Written problem - Find how many lines in the data below mention "this". Give the number only.
## Start Exercise material
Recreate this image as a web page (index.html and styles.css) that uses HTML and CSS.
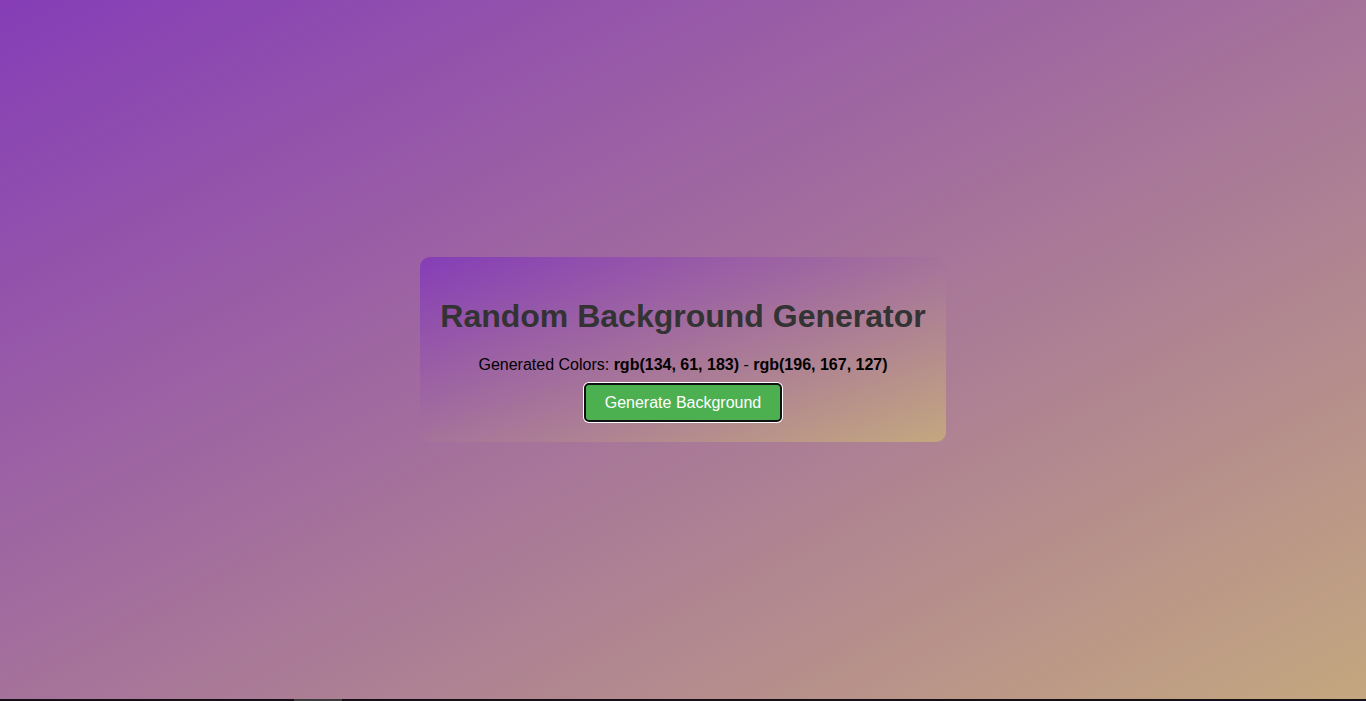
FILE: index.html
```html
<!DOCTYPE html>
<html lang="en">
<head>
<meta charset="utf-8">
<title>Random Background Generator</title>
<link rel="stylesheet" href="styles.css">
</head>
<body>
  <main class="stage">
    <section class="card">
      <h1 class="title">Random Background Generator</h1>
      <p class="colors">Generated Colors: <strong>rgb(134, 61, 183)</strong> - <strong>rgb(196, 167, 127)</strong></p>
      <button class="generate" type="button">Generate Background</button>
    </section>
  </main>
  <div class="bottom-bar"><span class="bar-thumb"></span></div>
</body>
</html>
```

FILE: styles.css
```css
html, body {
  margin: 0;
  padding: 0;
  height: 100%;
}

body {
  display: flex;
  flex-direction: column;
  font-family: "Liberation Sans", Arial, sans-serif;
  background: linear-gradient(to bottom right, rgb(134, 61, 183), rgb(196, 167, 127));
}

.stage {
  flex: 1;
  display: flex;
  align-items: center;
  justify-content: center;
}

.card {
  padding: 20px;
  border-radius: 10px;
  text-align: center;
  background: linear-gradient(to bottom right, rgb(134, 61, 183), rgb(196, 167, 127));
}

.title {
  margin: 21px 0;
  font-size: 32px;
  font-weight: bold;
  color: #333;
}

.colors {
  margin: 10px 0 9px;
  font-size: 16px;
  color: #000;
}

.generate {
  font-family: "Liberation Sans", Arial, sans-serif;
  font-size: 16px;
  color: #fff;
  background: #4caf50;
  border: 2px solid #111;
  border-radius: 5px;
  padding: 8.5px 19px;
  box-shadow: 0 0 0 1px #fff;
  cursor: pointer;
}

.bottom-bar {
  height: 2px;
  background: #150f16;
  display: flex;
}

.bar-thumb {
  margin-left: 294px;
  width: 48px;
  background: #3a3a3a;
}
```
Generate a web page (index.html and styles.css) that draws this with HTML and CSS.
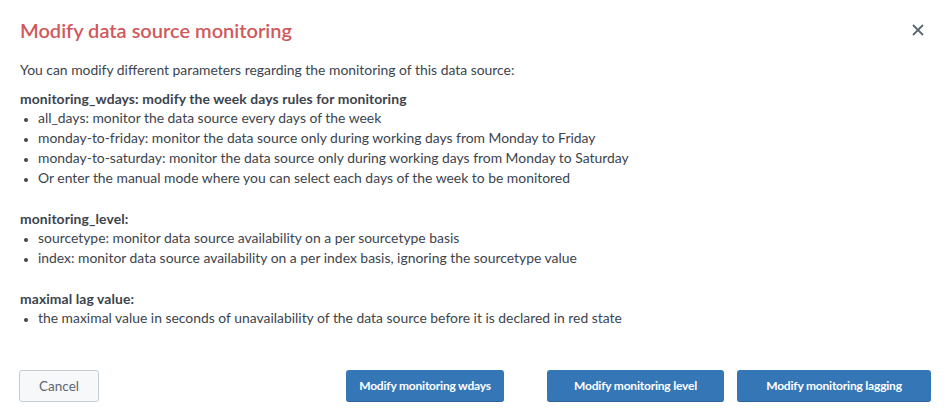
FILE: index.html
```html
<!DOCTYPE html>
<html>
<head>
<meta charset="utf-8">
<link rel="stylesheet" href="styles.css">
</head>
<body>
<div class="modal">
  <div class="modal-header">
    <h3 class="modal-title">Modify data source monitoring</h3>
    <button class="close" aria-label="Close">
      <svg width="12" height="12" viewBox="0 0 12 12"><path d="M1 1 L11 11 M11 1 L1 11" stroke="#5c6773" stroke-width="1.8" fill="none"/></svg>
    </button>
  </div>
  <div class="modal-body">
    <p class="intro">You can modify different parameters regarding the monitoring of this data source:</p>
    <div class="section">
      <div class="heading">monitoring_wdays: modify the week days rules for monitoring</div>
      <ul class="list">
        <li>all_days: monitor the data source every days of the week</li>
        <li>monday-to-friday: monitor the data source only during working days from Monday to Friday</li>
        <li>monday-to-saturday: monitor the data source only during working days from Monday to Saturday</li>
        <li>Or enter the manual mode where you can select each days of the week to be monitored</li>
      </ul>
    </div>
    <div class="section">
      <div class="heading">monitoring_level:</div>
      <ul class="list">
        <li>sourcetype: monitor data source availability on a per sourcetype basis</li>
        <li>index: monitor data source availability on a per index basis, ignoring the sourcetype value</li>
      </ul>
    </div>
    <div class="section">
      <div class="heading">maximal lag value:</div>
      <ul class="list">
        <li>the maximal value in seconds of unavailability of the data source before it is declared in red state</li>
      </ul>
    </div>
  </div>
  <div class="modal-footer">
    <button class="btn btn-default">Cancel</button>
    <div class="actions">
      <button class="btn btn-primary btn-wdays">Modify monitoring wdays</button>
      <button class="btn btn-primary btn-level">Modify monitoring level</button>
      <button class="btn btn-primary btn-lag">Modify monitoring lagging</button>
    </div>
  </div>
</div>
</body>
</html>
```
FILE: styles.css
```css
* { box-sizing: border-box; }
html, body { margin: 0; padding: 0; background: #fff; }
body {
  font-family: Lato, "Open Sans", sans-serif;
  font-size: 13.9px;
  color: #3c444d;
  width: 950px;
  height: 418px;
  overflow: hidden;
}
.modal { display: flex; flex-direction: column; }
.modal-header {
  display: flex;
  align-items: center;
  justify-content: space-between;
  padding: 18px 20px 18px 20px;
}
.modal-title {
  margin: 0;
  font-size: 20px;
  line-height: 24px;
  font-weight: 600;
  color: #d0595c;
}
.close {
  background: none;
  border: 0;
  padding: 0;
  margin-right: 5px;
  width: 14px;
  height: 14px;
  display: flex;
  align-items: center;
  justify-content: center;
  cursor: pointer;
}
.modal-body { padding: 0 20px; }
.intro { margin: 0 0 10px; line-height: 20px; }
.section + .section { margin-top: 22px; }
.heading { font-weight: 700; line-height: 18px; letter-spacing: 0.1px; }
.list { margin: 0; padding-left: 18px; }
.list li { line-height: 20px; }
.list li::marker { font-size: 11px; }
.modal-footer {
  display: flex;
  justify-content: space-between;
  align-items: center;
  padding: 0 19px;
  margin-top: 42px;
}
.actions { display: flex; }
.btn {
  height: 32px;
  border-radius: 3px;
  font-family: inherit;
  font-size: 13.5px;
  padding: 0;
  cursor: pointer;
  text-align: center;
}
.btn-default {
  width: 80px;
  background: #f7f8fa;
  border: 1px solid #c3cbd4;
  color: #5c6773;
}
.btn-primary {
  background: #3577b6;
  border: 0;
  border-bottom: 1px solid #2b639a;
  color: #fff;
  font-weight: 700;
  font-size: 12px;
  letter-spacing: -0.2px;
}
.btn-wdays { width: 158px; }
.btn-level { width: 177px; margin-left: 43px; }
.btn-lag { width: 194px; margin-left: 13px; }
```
## End Exercise material
Correct response - 3